Gold Price Prediction: Is The Final Low Already In?
Even though many signs have been pointing to lower precious metals prices, we just saw a daily upswing. Were the bearish signs just invalidated and is the final bottom for this major decline already behind us?
In short, we think it’s unlikely. Let’s examine the charts and see why we think this is the case. Let’s start with gold (charts courtesy of http://stockcharts.com):
In our Friday alert we wrote the following:
As mentioned earlier, Friday’s move was not meaningful because of the “quadruple witching” which could have made the move artificial. Moreover, the volume that accompanied the move to the upside was smaller than what we had seen previously. Consequently, the outlook remains bearish.
The implications of the price-volume link remain bearish also today. Gold moved higher yesterday, but the move materialized on relatively low volume. Consequently, yesterday’s price action is most likely just another counter-trend move higher within a bigger decline.
Silver has once again moved higher and this time it managed to close above the declining resistance line. Is it very bullish? If it wasn’t silver, it might have been bullish, but silver is known for its fake breakouts, which are followed by sharp declines. Consequently, we don’t really view yesterday’s price action as something really significant.
From the long-term point of view, silver once again moved to the declining red resistance line – there was no major breakout and the trend remains down.
As far as the situation in the HUI Index is concerned, not much changed from the long-term perspective on Friday and yesterday and our previous comments remain up-to-date:
The HUI Index moved visibly lower and it’s about to create a bearish head-and-shoulders pattern. The target based on this formation is the 80 level, which was our next interim target anyway based on the early 2002 low and other calculations (the gold price target and the gold stocks to gold ratio analysis). Consequently, this target is even more likely to really hold the decline (at least for some time). Please note that there is also another level to which gold stocks could decline – the 60 level.
It seems unrealistic – we know – but did 106 seem realistic when the HUI was trading above 600 just a few years ago? The fundamental outlook for the precious metals market remains bullish in our view, but that doesn’t change anything (!) regarding the short term or even the medium term, given a strong downtrend. Markets are logical only in the long run, and emotional in the short run. Consequently, it is possible for the HUI Index to become even more oversold than it is right now before the final bottom is in.
As far as the short-term picture is concerned, miners moved higher, but not above the declining resistance line. Consequently, yesterday’s rally changed rather little. The particularly interesting thing is that the gold price is almost at its previous December high while the GDX ETF corrected only about half of the December decline. The relative underperformance is a bearish sign.

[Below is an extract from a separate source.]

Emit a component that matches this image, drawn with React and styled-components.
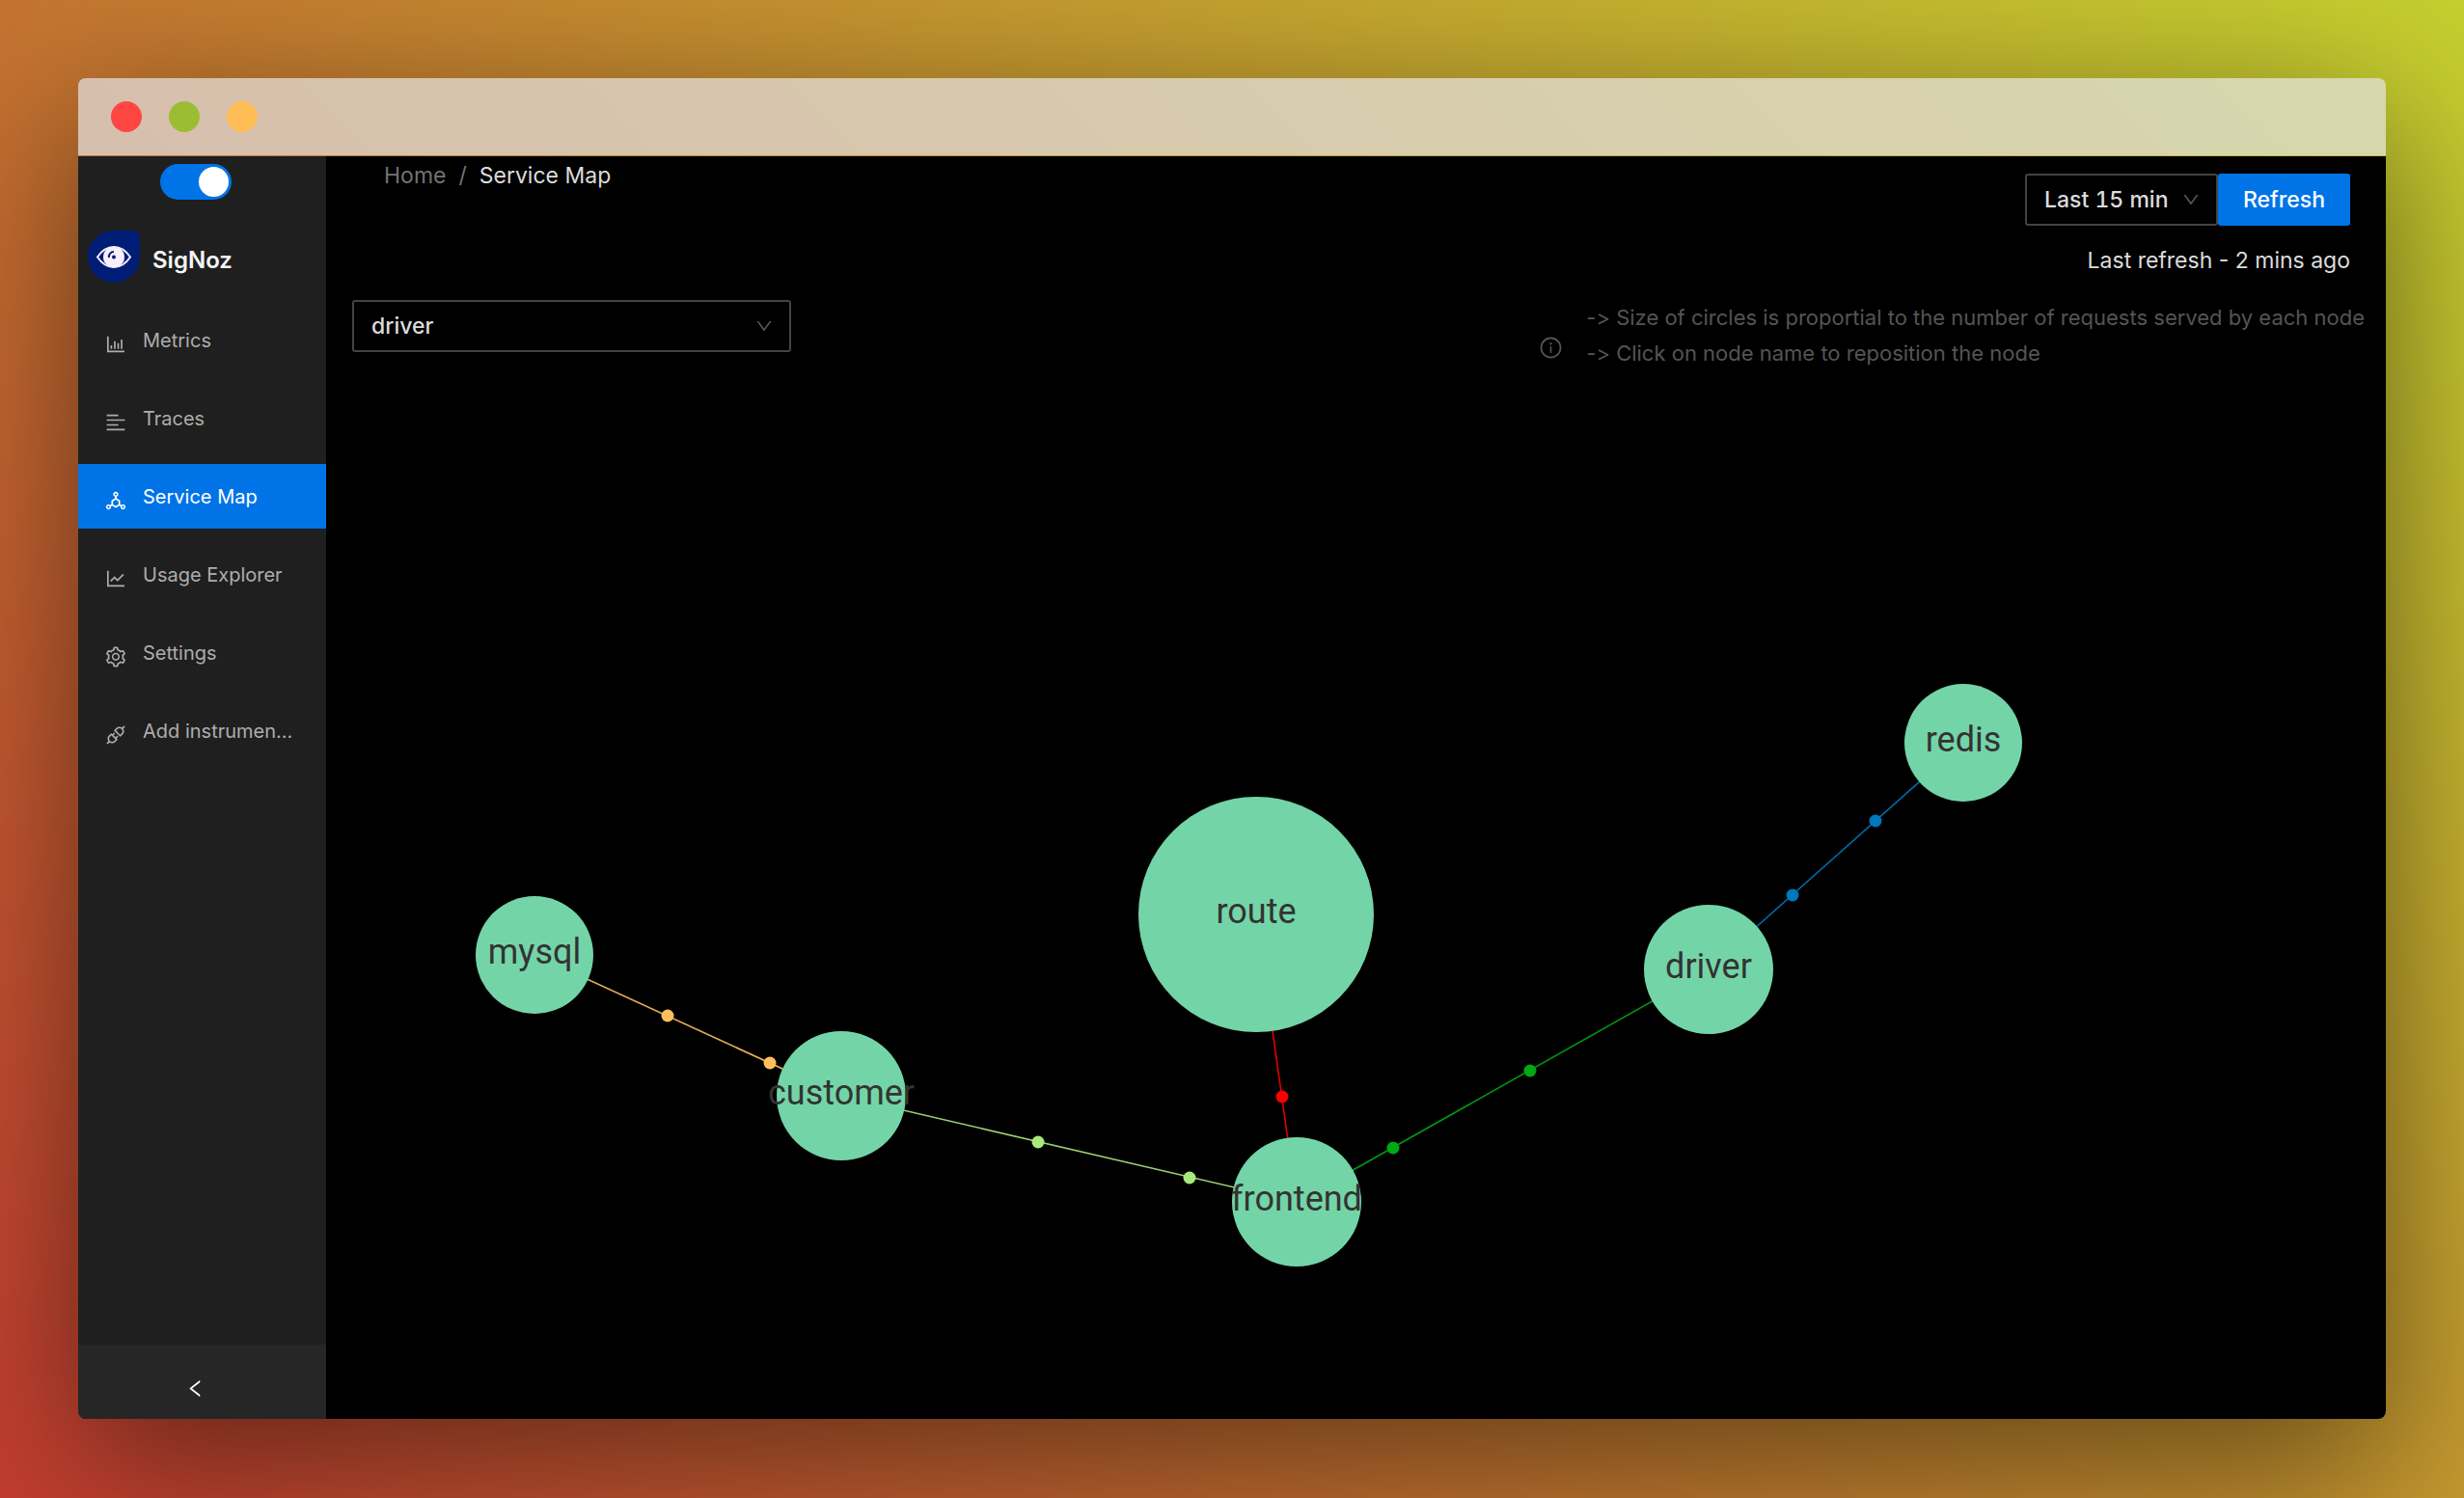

Speaking of relative performance, gold stocks vs. the general stock market ratio is on the verge of breaking below a very important low. The implications of this move will be very bearish and since the trend remains down (note the declining resistance line), it is likely that we will indeed see the above-mentioned breakdown.
The decline in the above ratio is positively correlated with gold’s decline so a breakout here could very well translate into lower gold prices. The implications are bearish. It seems that the profits on the current speculative short position will become much bigger – after all our target of $960 in gold is well below the current market price and if the analogy to the 2013 slide is indeed in place, then we will likely not have to wait long before this level is reached.
The upcoming year will likely start with major events in the precious metals world and paying extra attention to this market for the first few months should prove well worth it.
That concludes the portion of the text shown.